Minggu, 16 Februari 2014

Penampilan Demi Pencitraan



Don’t Judge Book From The Cover
Seringkali kita mendengar petuah diatas, yang berarti ‘Jangan nilai sebuah buku dari sampulnya’. terutaman dalam hal penampilan. Apakah itu benar? Itu salah. Kenyataannya, ketika dalam memutuskan sebuah sampul dalam pembuatan sebuah buku, sampul itu menjadi penting sekali. Bahkan menyita hampir setengah energi setiap editor untuk memikirkannya. Pasalnya, dalam industri perbukuan, keberadaan sebuah buku harus bisa mempromosikan diri sendiri.
Bayangkan ketika Anda masuk ke sebuah toko buku dan belum ada ide hendak membeli buku apa. Maka pertarungan untuk merebut perhatian Anda adalah pertama-tama dari sampulnya. Kemudian, barulah Anda membaca sinopsisnya, yang notabene itu masih berada di bagian sampul, meski ada di belakang.
Saking pentingnya sampul untuk menarik perhatian pembaca, industri buku juga mulai beralih untuk memasukkan komentar-komentar entah itu pendapat selebriti, orang ternama, atau secuplik ulasan media di bagian belakang sampul. Tujuan jelas: membentuk pencitraan tertentu untuk mendorong terjadinya pembelian.

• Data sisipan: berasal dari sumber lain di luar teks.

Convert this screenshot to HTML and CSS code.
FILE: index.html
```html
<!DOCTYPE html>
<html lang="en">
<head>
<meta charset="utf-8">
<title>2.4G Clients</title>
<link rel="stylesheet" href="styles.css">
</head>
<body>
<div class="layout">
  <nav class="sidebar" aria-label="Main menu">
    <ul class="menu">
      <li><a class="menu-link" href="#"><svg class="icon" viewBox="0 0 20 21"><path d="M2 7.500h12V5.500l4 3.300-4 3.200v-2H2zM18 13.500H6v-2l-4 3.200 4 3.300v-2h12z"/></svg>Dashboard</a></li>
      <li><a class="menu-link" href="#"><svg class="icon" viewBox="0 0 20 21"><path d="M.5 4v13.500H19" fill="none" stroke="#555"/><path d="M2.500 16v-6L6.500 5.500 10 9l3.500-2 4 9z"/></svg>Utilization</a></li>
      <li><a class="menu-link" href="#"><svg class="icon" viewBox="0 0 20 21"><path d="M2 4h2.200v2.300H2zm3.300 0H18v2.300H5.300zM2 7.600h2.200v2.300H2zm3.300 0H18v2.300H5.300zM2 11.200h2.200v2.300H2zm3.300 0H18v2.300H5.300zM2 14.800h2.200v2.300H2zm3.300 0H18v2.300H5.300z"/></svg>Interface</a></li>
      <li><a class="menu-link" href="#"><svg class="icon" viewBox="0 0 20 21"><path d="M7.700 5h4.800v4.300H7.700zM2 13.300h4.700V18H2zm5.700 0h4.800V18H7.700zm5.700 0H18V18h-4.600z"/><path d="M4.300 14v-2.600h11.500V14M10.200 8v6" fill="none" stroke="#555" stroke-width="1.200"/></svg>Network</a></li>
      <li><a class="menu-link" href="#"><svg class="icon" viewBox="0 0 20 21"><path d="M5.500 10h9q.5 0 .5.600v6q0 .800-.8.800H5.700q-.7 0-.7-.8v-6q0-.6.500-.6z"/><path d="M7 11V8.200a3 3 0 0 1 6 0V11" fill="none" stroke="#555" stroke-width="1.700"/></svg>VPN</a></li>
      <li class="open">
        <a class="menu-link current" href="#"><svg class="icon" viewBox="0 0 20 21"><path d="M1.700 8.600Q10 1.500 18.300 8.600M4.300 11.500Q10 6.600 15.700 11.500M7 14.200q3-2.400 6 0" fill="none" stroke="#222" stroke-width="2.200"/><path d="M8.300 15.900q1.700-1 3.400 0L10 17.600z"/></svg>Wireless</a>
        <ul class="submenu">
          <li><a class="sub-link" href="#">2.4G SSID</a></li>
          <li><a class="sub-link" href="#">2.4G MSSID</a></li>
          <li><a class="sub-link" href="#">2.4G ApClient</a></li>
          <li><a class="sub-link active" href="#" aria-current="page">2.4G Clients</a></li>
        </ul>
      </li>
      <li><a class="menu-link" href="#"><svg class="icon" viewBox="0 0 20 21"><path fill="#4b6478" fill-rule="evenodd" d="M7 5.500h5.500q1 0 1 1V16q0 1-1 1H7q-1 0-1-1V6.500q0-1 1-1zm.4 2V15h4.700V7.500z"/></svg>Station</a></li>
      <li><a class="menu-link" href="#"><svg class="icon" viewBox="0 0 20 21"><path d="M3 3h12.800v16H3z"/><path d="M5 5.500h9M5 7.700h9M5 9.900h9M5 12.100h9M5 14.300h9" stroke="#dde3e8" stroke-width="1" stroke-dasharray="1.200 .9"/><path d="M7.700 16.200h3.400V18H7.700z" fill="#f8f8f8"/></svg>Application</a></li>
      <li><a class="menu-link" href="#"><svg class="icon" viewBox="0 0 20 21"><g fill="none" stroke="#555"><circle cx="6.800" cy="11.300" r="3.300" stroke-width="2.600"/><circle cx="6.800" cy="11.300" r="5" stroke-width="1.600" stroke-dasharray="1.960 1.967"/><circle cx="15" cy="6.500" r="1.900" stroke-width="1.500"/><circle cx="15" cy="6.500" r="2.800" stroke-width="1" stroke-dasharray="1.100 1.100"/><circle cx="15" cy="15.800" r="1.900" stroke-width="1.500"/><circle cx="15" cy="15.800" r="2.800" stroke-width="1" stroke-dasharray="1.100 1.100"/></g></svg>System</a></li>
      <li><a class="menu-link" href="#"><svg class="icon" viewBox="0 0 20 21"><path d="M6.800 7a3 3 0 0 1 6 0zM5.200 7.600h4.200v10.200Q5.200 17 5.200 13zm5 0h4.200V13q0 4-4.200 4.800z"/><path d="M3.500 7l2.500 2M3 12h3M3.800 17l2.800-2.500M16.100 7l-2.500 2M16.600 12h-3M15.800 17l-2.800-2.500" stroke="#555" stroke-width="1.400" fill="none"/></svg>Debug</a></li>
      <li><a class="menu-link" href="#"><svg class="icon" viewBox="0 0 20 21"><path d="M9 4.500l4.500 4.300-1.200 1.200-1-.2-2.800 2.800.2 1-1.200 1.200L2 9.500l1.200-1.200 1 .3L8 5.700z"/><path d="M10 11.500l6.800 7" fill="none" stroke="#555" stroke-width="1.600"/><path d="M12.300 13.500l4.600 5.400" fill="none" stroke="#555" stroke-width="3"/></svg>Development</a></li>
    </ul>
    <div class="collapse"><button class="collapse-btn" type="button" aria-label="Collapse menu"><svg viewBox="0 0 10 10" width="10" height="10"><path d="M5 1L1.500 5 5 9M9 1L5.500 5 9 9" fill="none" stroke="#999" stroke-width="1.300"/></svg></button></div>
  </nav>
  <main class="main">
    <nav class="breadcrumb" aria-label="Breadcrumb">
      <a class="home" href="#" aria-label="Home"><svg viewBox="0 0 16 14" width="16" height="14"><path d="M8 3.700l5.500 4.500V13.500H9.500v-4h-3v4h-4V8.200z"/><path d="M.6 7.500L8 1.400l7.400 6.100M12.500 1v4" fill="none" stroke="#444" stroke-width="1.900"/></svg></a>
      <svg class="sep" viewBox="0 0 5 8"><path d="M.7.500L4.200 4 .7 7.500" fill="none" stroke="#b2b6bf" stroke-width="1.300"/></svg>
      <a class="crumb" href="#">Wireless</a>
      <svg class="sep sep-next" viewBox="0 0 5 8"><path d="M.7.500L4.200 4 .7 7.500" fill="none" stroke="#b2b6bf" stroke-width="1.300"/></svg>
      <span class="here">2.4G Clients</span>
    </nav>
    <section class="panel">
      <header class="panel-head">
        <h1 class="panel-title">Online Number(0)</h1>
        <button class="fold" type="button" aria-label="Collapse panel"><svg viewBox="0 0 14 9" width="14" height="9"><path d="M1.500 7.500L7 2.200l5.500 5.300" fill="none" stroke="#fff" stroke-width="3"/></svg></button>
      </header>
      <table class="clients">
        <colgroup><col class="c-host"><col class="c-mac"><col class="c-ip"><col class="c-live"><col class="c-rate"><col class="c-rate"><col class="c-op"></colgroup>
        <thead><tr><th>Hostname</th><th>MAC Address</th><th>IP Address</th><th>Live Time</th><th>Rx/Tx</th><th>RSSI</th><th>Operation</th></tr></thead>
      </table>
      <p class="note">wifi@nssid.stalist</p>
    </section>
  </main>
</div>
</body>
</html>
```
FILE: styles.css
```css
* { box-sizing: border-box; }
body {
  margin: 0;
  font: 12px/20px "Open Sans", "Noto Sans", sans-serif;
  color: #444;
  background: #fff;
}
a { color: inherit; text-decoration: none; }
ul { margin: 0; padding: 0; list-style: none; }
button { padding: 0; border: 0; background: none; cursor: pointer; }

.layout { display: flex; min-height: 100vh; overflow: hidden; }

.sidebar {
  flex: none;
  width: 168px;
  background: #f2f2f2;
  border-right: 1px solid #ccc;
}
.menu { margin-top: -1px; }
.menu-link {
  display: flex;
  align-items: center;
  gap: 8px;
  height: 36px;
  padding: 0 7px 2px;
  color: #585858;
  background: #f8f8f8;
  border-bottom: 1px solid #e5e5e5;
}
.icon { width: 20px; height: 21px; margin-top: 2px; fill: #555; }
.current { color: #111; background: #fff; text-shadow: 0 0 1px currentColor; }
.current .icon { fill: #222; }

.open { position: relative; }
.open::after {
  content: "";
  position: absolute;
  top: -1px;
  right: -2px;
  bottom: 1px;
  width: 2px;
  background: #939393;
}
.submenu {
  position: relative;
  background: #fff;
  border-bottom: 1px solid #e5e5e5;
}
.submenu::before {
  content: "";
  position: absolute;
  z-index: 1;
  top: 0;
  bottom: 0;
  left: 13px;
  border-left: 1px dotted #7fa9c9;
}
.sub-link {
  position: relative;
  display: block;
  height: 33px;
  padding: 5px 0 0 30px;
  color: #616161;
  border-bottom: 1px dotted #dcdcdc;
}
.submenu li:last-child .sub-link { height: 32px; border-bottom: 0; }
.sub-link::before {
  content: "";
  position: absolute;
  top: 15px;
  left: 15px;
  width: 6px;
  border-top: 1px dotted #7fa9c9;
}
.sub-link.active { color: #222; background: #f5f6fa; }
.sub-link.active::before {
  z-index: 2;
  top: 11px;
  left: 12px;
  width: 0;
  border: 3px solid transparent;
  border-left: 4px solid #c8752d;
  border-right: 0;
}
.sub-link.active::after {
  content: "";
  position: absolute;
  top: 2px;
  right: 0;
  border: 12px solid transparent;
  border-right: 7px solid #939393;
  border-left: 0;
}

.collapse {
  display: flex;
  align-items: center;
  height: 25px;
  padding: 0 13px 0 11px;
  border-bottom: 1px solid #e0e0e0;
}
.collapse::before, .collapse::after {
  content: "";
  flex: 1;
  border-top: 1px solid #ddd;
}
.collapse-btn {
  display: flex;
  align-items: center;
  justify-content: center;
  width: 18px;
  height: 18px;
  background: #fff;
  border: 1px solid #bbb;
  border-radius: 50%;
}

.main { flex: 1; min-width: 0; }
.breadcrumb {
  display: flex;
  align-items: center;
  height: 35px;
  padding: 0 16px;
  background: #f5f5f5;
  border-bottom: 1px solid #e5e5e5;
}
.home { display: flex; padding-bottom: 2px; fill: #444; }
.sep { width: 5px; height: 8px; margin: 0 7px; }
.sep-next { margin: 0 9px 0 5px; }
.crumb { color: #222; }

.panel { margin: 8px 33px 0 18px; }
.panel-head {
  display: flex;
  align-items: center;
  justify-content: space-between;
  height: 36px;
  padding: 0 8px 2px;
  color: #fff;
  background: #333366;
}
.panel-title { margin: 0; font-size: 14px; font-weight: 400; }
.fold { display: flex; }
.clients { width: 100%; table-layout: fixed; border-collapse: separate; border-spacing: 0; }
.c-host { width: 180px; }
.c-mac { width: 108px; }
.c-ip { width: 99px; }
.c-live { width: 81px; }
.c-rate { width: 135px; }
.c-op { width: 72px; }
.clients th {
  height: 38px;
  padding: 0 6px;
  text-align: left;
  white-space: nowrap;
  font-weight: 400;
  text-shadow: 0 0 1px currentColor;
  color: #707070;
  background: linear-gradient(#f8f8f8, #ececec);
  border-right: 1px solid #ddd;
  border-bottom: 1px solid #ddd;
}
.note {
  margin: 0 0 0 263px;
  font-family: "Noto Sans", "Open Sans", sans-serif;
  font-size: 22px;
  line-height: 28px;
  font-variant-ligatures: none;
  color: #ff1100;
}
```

Pentingnya pencitraan memang erat kaitannya dengan produk komersil. Lihat saja iklan sabun atau kosmetik yang menampilkan para artis cantik. Jelas tujuannya untuk menarik para pembeli untuk memberikan harapan kepada mereka agar dapat meniru si artis tersebut. Hingga akhirnya dapat mempengaruhi mereka untuk membeli produk yang ditawarkan.
Nah, itu untuk produk. Bagaimana dengan kita sebagai pribadi. Bagaimanapun, citra itu penting.  Suka atau tidak suka, kita hidup dalam dunia yang memang pertama-tama menilai orang dari bungkusnya. Apalagi ketika hidup di perkotaan urban, membuat kita terlalu sibuk untuk bisa lebih mengenal orang lain.
Pada kehidupan masyarakat urban yang super sibuk membuat kita tidak punya banyak waktu untuk mencoba mengenal teman baru lebih lama. Mengunjungi tetangga saja sudah tidak ada waktu, kan?
Menyediakan waktu khusus untuk keluarga saja sudah sedemikian sulitnya, masak kita lebih memilih menggunakan waktu yang tersisa demi membuktikan "jangan menilai sebuah buku dari sampul" pada orang yang kita temui.
Ketika kita mati-matian meminta orang lain untuk menilai kita jangan dari luarnya saja, ini terlalu egois. Ini sama halnya meminta mereka untuk mengenal kita lebih lanjut, mempelajari kita lebih dalam untuk membuktikan bahwa kita berbeda dengan tampilan luar kita.
Kejam memang memandang hidup kita seperti produk. Inilah konsekuensi ketika hidup sudah sedemikian sibuk, sehingga kita perlu selalu menyiapkan diri untuk dinilai dengan cara flash. Coba saja ke mal. Koridor tempat para pengunjung berjalan itu sebenarnya etalase. Kita saling menilai satu sama lain dari penampilan
Inilah pentingnya menjaga penampilan demi pencitraan. Kita harus memilih, citra seperti apa yang ingin kita tampilkan di depan umum. Citra aktivis, sosialita, ibu rumah tangga baik-baik, pekerja tangguh? Banyak sekali varian citra yang tersedia untuk dipilih.
Banyak pakar karier memberi nasihat, selalu berpenampilan rapi ketika kita berada di lingkungan kerja. Tidak harus mewah, tapi rapi dan bersih. Pasalnya, kita tak pernah tahu akan ada tugas apa yang menanti kita atau akan bertemu siapa pada hari itu. Akan selalu ada kejutan dalam keseharian kita, yang menuntut kita harus siap menyuguhkan penampilan terbaik.
 Melelahkan? Tergantung cara pandang kita. Ketika kita menilai menjaga penampilan itu paksaan, ya memang melelahkan. Tapi kalau kita menyikapinya dengan nikmat, seperti menjadikannya alasan tepat untuk berburu pakaian, tas, dan sepatu oke di toko, semuanya tidak terasa berat. Alasan terberat adalah saat merogoh dompet untuk itu semua.